Итак, сколько же ног у октанога?
Со слов «Не посмотрите ли вы мою ногусссс?» и до слов «Спасибо большое, дай вам Повелитель здоровьичка, до свидания, жалкие, доктор!» Децербер насчитал приблизительно 26 штук.
Старичок выполз из кабинета хромой черепашкой. Чтобы не испытывать судьбу и не дожидаться, когда док Трудельц отправиться на обеденный перерыв — время обеда давно подошло, — Децербер стремглав ринулся в приоткрытую кабинетную дверь, по дороге точным броском отправив газету в щупальца её владельца октанога.
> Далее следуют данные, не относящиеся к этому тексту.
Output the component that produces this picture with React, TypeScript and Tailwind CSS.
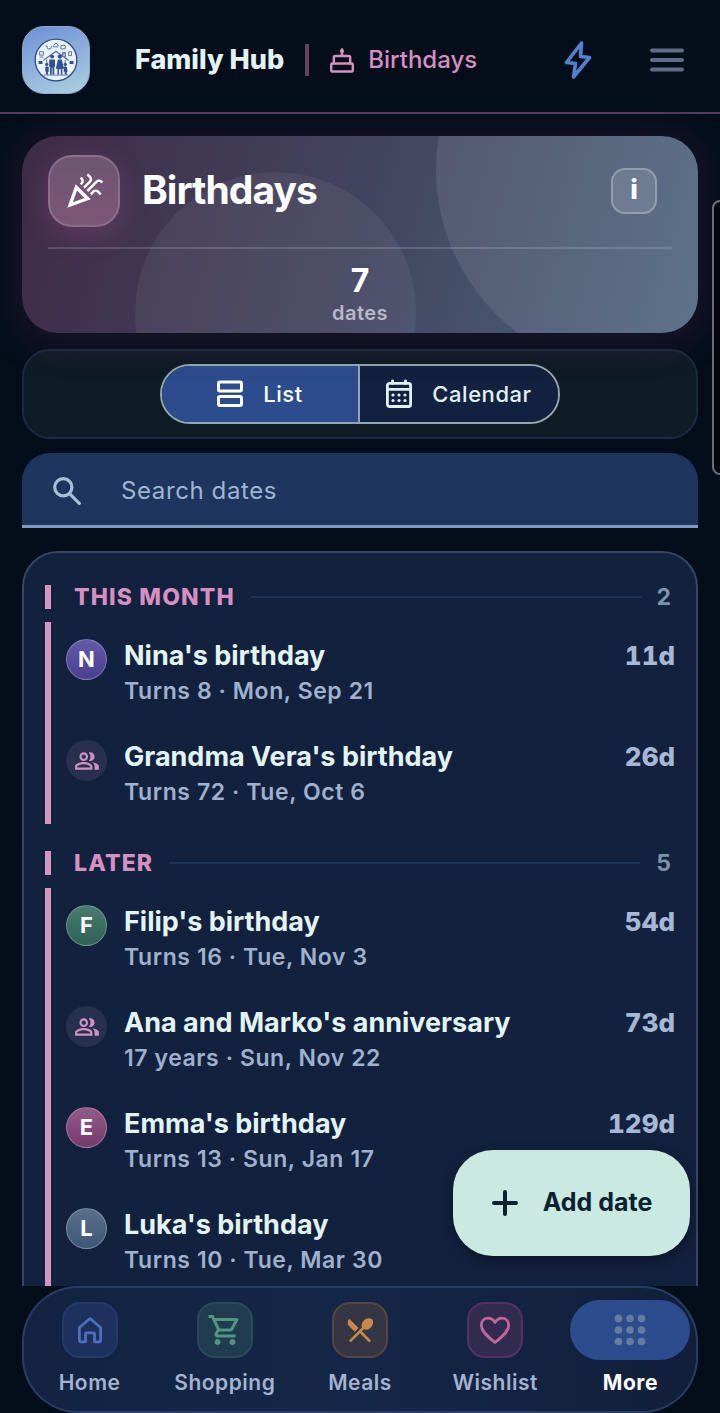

Децербер миновал его на двух световых скоростях, так что заметить пса было нереально.
Старик ошалело уставился на упавшую с неба прессу.
— А я-то полагал, шшш, что там, наверху, газетчиков нет. — Старичок поразмыслил и добавил: — Жалкие.
— Прет, док, я тут! — выпалила ракета с именем «Децербер» на бортах, и порыв ветра захлопнул за псом дверь.
— А. — Док Трудельц вздрогнул и обернулся. — Так-так… так-так… Веээ… это, льзевул?
— Да, примерно, — ответил Децербер. — На самом деле, его друг — Децербер, но платить всё равно будет Вельз.
— А, да-да, припоминаю, Вельзевул меня предупреждал… Что-то вы долго.
— М-м, попал в пробку.
За спиной дока возвышалось гордое и неприступное, ужасающее и сделанное из металла, пластмассы и материи медицинское кресло.
— Да? Ага. Ну что же. Садитесь… садитесь. — Док ткнул пальцем в кресло, не попал и, отвернувшись, заскрипел ручкой по заполонившим рабочий стол документам.
Децербер звучно рухнул в кресло, и оно, привыкшее само угнетать и мучить, оскорблённо застонало. Децерберу показалось, будто бы он расслышал что-то вроде: «Ну и тяжёлая скотина». Но, может быть, ему только показалось.
Маневрировавший под потолком стилонер щедрыми горстями сыпал в кабинет горную прохладу, оседавшую на поручнях кресла кристалликами льда.